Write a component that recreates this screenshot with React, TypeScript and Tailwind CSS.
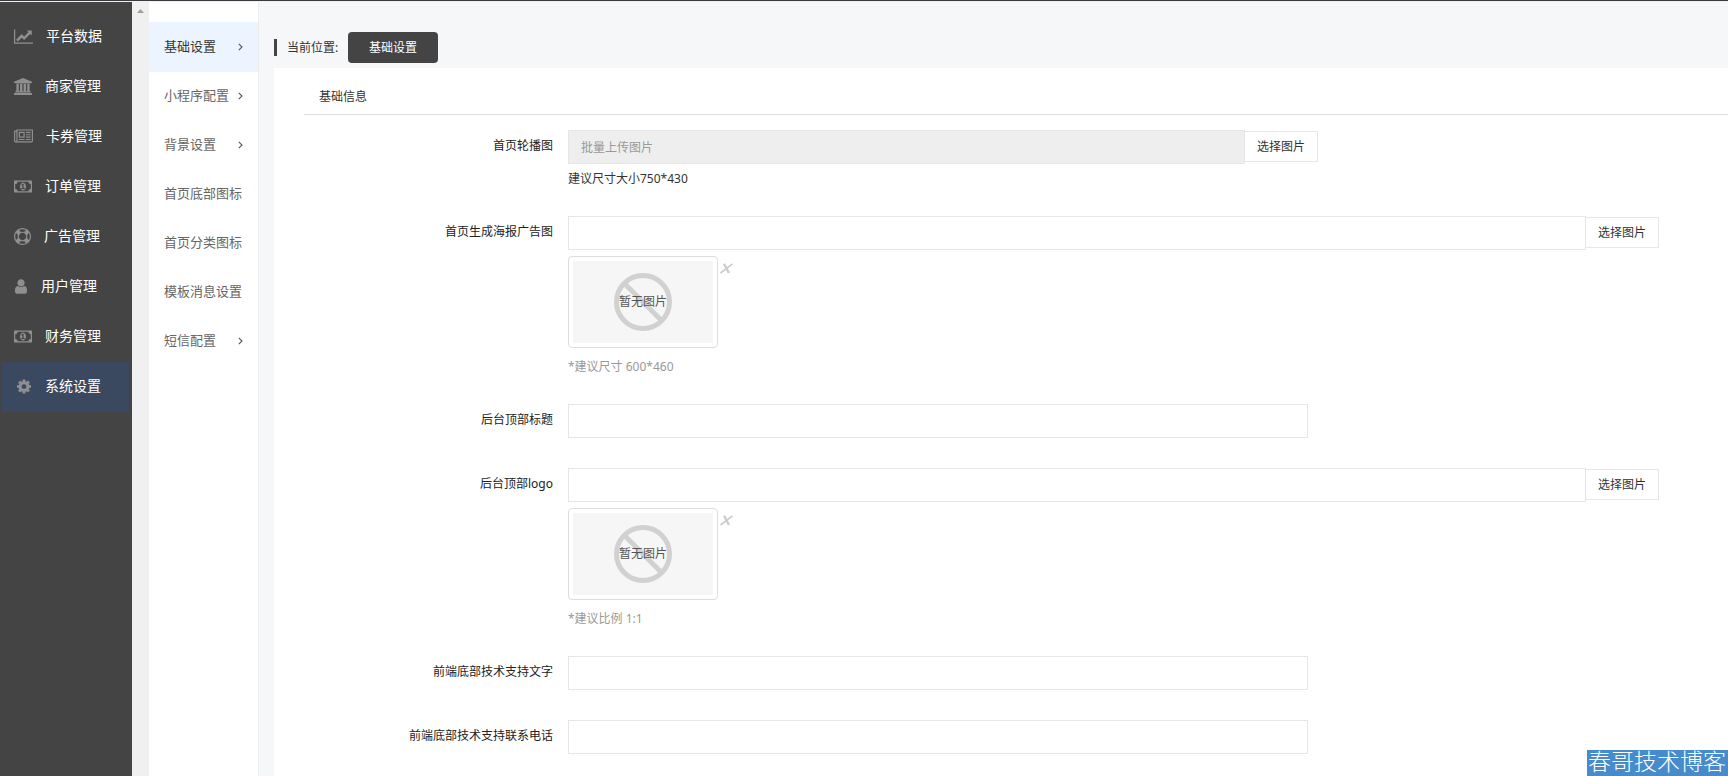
import React from "react";

interface IconProps {
	width: number;
	d: string;
	className: string;
}

interface MenuItem {
	label: string;
	icon: IconProps;
	active?: boolean;
}

interface FormRowProps {
	id: string;
	label: string;
	children: React.ReactNode;
}

interface PickerProps {
	id: string;
	placeholder?: string;
	disabled?: boolean;
	className: string;
}

const MONEY: IconProps = {
	width: 1920,
	className: "w-[18px]",
	d: "M768 1152h384v-96h-128v-448h-114l-148 137 77 80q42-37 55-57h2v288h-128v96zM1280 896q0 70-21 142t-59.5 134-101.5 101-138 39-138-39-101.5-101-59.5-134-21-142 21-142 59.5-134 101.5-101 138-39 138 39 101.5 101 59.5 134 21 142zM1792 1152v-512q-106 0-181-75t-75-181h-1152q0 106-75 181t-181 75v512q106 0 181 75t75 181h1152q0-106 75-181t181-75zM1920 320v1152q0 26-19 45t-45 19h-1792q-26 0-45-19t-19-45v-1152q0-26 19-45t45-19h1792q26 0 45 19t19 45z",
};

const menu: MenuItem[] = [
	{
		label: "平台数据",
		icon: {
			width: 2048,
			className: "w-[19px]",
			d: "M2048 1536v128h-2048v-1536h128v1408h1920zM1920 288v435q0 21-19.5 29.5t-35.5-7.5l-121-121-633 633q-10 10-23 10t-23-10l-233-233-416 416-192-192 585-585q10-10 23-10t23 10l233 233 464-464-121-121q-16-16-7.5-35.5t29.5-19.5h435q14 0 23 9t9 23z",
		},
	},
	{
		label: "商家管理",
		icon: {
			width: 1920,
			className: "w-[18px]",
			d: "M960 0l960 384v128h-128q0 26-20.5 45t-48.5 19h-1526q-28 0-48.5-19t-20.5-45h-128v-128zM256 640h256v768h128v-768h256v768h128v-768h256v768h128v-768h256v768h59q28 0 48.5 19t20.5 45v64h-1664v-64q0-26 20.5-45t48.5-19h59v-768zM1851 1600q28 0 48.5 19t20.5 45v128h-1920v-128q0-26 20.5-45t48.5-19h1782z",
		},
	},
	{
		label: "卡券管理",
		icon: {
			width: 2048,
			className: "w-[19px]",
			d: "M1024 512h-384v384h384v-384zM1152 1152v128h-640v-128h640zM1152 384v640h-640v-640h640zM1792 1152v128h-512v-128h512zM1792 896v128h-512v-128h512zM1792 640v128h-512v-128h512zM1792 384v128h-512v-128h512zM256 1344v-960h-128v960q0 26 19 45t45 19 45-19 19-45zM1920 1344v-1088h-1536v1088q0 33-11 64h1483q26 0 45-19t19-45zM2048 128v1216q0 80-56 136t-136 56h-1664q-80 0-136-56t-56-136v-1088h256v-128h1792z",
		},
	},
	{ label: "订单管理", icon: MONEY },
	{
		label: "广告管理",
		icon: {
			width: 1792,
			className: "w-[17px]",
			d: "M896 0q182 0 348 71t286 191 191 286 71 348-71 348-191 286-286 191-348 71-348-71-286-191-191-286-71-348 71-348 191-286 286-191 348-71zM896 128q-190 0-361 90l194 194q82-28 167-28t167 28l194-194q-171-90-361-90zM218 1257l194-194q-28-82-28-167t28-167l-194-194q-90 171-90 361t90 361zM896 1664q190 0 361-90l-194-194q-82 28-167 28t-167-28l-194 194q171 90 361 90zM896 1280q159 0 271.5-112.5t112.5-271.5-112.5-271.5-271.5-112.5-271.5 112.5-112.5 271.5 112.5 271.5 271.5 112.5zM1380 1063l194 194q90-171 90-361t-90-361l-194 194q28 82 28 167t-28 167z",
		},
	},
	{
		label: "用户管理",
		icon: {
			width: 1280,
			className: "w-[14px]",
			d: "M1280 1399q0 109-62.5 187t-150.5 78h-854q-88 0-150.5-78t-62.5-187q0-85 8.5-160.5t31.5-152 58.5-131 94-89 134.5-34.5q131 128 313 128t313-128q76 0 134.5 34.5t94 89 58.5 131 31.5 152 8.5 160.5zM1024 512q0 159-112.5 271.5t-271.5 112.5-271.5-112.5-112.5-271.5 112.5-271.5 271.5-112.5 271.5 112.5 112.5 271.5z",
		},
	},
	{ label: "财务管理", icon: MONEY },
	{
		label: "系统设置",
		active: true,
		icon: {
			width: 1536,
			className: "w-[14px]",
			d: "M1024 896q0-106-75-181t-181-75-181 75-75 181 75 181 181 75 181-75 75-181zM1536 787v222q0 12-8 23t-20 13l-185 28q-19 54-39 91 35 50 107 138 10 12 10 25t-9 23q-27 37-99 108t-94 71q-12 0-26-9l-138-108q-44 23-91 38-16 136-29 186-7 28-36 28h-222q-14 0-24.5-8.5t-11.5-21.5l-28-184q-49-16-90-37l-141 107q-10 9-25 9-14 0-25-11-126-114-165-168-7-10-7-23 0-12 8-23 15-21 51-66.5t54-70.5q-27-50-41-99l-183-27q-13-2-21-12.5t-8-23.5v-222q0-12 8-23t19-13l186-28q14-46 39-92-40-57-107-138-10-12-10-24 0-10 9-23 26-36 98.5-107.5t94.5-71.5q13 0 26 10l138 107q44-23 91-38 16-136 29-186 7-28 36-28h222q14 0 24.5 8.5t11.5 21.5l28 184q49 16 90 37l142-107q9-9 24-9 13 0 25 10 129 119 165 170 7 8 7 22 0 12-8 23-15 21-51 66.5t-54 70.5q26 50 41 98l183 28q13 2 21 12.5t8 23.5z",
		},
	},
];

const subMenu = [
	{ label: "基础设置", arrow: true, active: true },
	{ label: "小程序配置", arrow: true },
	{ label: "背景设置", arrow: true },
	{ label: "首页底部图标" },
	{ label: "首页分类图标" },
	{ label: "模板消息设置" },
	{ label: "短信配置", arrow: true },
];

const Icon: React.FC<IconProps> = ({ width, d, className }) => (
	<svg
		viewBox={`0 0 ${width} 1792`}
		className={`h-[17px] shrink-0 fill-[#8f8f8f] ${className}`}
		aria-hidden="true"
	>
		<path d={d} />
	</svg>
);

const Sidebar: React.FC = () => (
	<nav className="w-[132px] shrink-0 bg-[#444] px-0.5 pt-2.5">
		{menu.map(({ label, icon, active }) => (
			<a
				key={label}
				href="#"
				className={`flex h-[50px] w-[127px] items-center pb-0.5 text-sm text-white ${
					active ? "gap-[14px] bg-[#3a4860] pl-[15px]" : "gap-[13px] pl-3"
				}`}
			>
				<Icon {...icon} />
				<span>{label}</span>
			</a>
		))}
	</nav>
);

const SubMenu: React.FC = () => (
	<nav className="w-[110px] shrink-0 border-r border-[#ececec] bg-white pt-5">
		{subMenu.map(({ label, arrow, active }) => (
			<a
				key={label}
				href="#"
				className={`flex items-center justify-between px-[15px] text-[13px] whitespace-nowrap ${
					active ? "h-[50px] bg-[#ecf5ff] text-[#333]" : "h-[49px] pb-0.5 text-[#666]"
				}`}
			>
				<span>{label}</span>
				{arrow && (
					<svg
						viewBox="0 0 5 8"
						className="h-2 w-[5px] shrink-0 fill-none stroke-[#555]"
						aria-hidden="true"
					>
						<path d="M0.8 0.8L4 4L0.8 7.2" strokeWidth="1.1" />
					</svg>
				)}
			</a>
		))}
	</nav>
);

const FormRow: React.FC<FormRowProps> = ({ id, label, children }) => (
	<div className="flex">
		<label
			htmlFor={id}
			className="w-[264px] shrink-0 pt-2 pr-[15px] text-right leading-4 text-[#222]"
		>
			{label}
		</label>
		<div className="min-w-0 flex-1">{children}</div>
	</div>
);

const ImagePicker: React.FC<PickerProps> = ({ id, placeholder, disabled, className }) => (
	<div className={`flex items-start ${className}`}>
		<input
			id={id}
			type="text"
			placeholder={placeholder}
			disabled={disabled}
			className="h-[34px] min-w-0 flex-1 border border-[#e5e6e9] px-3 placeholder:text-[#999] disabled:bg-[#eee]"
		/>
		<button
			type="button"
			className="mt-px h-[31px] w-[73px] border border-l-0 border-[#e5e6e9] bg-white text-[#333]"
		>
			选择图片
		</button>
	</div>
);

const TextField: React.FC<{ id: string }> = ({ id }) => (
	<input
		id={id}
		type="text"
		className="block h-[34px] w-full max-w-[740px] border border-[#e5e6e9] px-3"
	/>
);

const EmptyThumb: React.FC = () => (
	<div className="mt-1.5 flex items-start gap-0.5">
		<div className="h-[92px] w-[150px] rounded border border-[#ddd] p-1">
			<div className="grid h-full place-items-center bg-[#f6f6f6]">
				<svg
					viewBox="0 0 58 58"
					className="col-start-1 row-start-1 size-[58px] fill-none stroke-[#d1d1d1]"
					aria-hidden="true"
				>
					<circle cx="29" cy="29" r="26.5" strokeWidth="5" />
					<path d="M11 11L47 47" strokeWidth="5" />
				</svg>
				<span className="col-start-1 row-start-1 text-[#555]">暂无图片</span>
			</div>
		</div>
		<button type="button" aria-label="删除" className="mt-[7px]">
			<svg
				viewBox="0 0 13 11"
				className="h-[11px] w-[13px] fill-none stroke-[#ccc]"
				aria-hidden="true"
			>
				<path d="M12.5 0.8L0.5 10" strokeWidth="1.7" />
				<path d="M4 0.8L9 10" strokeWidth="2.4" />
			</svg>
		</button>
	</div>
);

const App: React.FC = () => {
	return (
		<div className="flex min-h-screen flex-col bg-[#f5f7f9] font-['Noto_Sans','Noto_Sans_CJK_SC',sans-serif] text-xs text-[#333]">
			<div className="h-0.5 border-t border-[#3c3a40] bg-[#f0edf3]" />
			<div className="flex flex-1">
				<Sidebar />
				<div className="flex w-[17px] shrink-0 justify-center bg-[#f0f0f0] pt-[7px]">
					<svg viewBox="0 0 7 4" className="h-1 w-[7px] fill-[#a0a0a0]" aria-hidden="true">
						<path d="M3.5 0L7 4H0z" />
					</svg>
				</div>
				<SubMenu />

				<main className="flex min-w-0 flex-1 flex-col pl-[15px]">
					<div className="flex h-[66px] items-end pb-[5px]">
						<div className="flex h-[31px] items-center">
							<span className="h-[17px] w-[3px] bg-[#444]" />
							<span className="w-[61px] pl-2.5 whitespace-nowrap">当前位置:</span>
							<button
								type="button"
								className="ml-[10px] h-[31px] w-[90px] rounded bg-[#444] text-white"
							>
								基础设置
							</button>
						</div>
					</div>

					<section className="flex-1 bg-white pb-5 pl-[30px]">
						<h2 className="h-[47px] border-b border-[#ddd] pt-[21px] pl-[15px] leading-4">
							基础信息
						</h2>
						<form className="flex flex-col gap-[30px] pt-[15px]">
							<FormRow id="banner" label="首页轮播图">
								<ImagePicker
									id="banner"
									placeholder="批量上传图片"
									disabled
									className="max-w-[750px]"
								/>
								<p className="mt-1.5 h-4 leading-[18px]">建议尺寸大小750*430</p>
							</FormRow>
							<FormRow id="poster" label="首页生成海报广告图">
								<ImagePicker id="poster" className="max-w-[1091px]" />
								<EmptyThumb />
								<p className="mt-2.5 h-4 leading-[18px] text-[#999]">*建议尺寸 600*460</p>
							</FormRow>
							<FormRow id="title" label="后台顶部标题">
								<TextField id="title" />
							</FormRow>
							<FormRow id="logo" label="后台顶部logo">
								<ImagePicker id="logo" className="max-w-[1091px]" />
								<EmptyThumb />
								<p className="mt-2.5 h-4 leading-[18px] text-[#999]">*建议比例 1:1</p>
							</FormRow>
							<FormRow id="support" label="前端底部技术支持文字">
								<TextField id="support" />
							</FormRow>
							<FormRow id="phone" label="前端底部技术支持联系电话">
								<TextField id="phone" />
							</FormRow>
						</form>
					</section>
				</main>
			</div>

			<div className="fixed right-0 bottom-0 h-[26px] w-[141px] bg-[#468bcb] pl-px font-['KaiTi','Liberation_Serif','Noto_Sans_CJK_SC',serif] text-[23px] leading-[26px] font-light whitespace-nowrap text-white">
				春哥技术博客
			</div>
		</div>
	);
};

export default App;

+ + + + +

** Task to carry out **
Copy out every line of the data that includes "React".

** Solution for this task **
Write a component that recreates this screenshot with React, TypeScript and Tailwind CSS.
import React from "react";
	children: React.ReactNode;
const Icon: React.FC<IconProps> = ({ width, d, className }) => (
const Sidebar: React.FC = () => (
const SubMenu: React.FC = () => (
const FormRow: React.FC<FormRowProps> = ({ id, label, children }) => (
const ImagePicker: React.FC<PickerProps> = ({ id, placeholder, disabled, className }) => (
const TextField: React.FC<{ id: string }> = ({ id }) => (
const EmptyThumb: React.FC = () => (
const App: React.FC = () => {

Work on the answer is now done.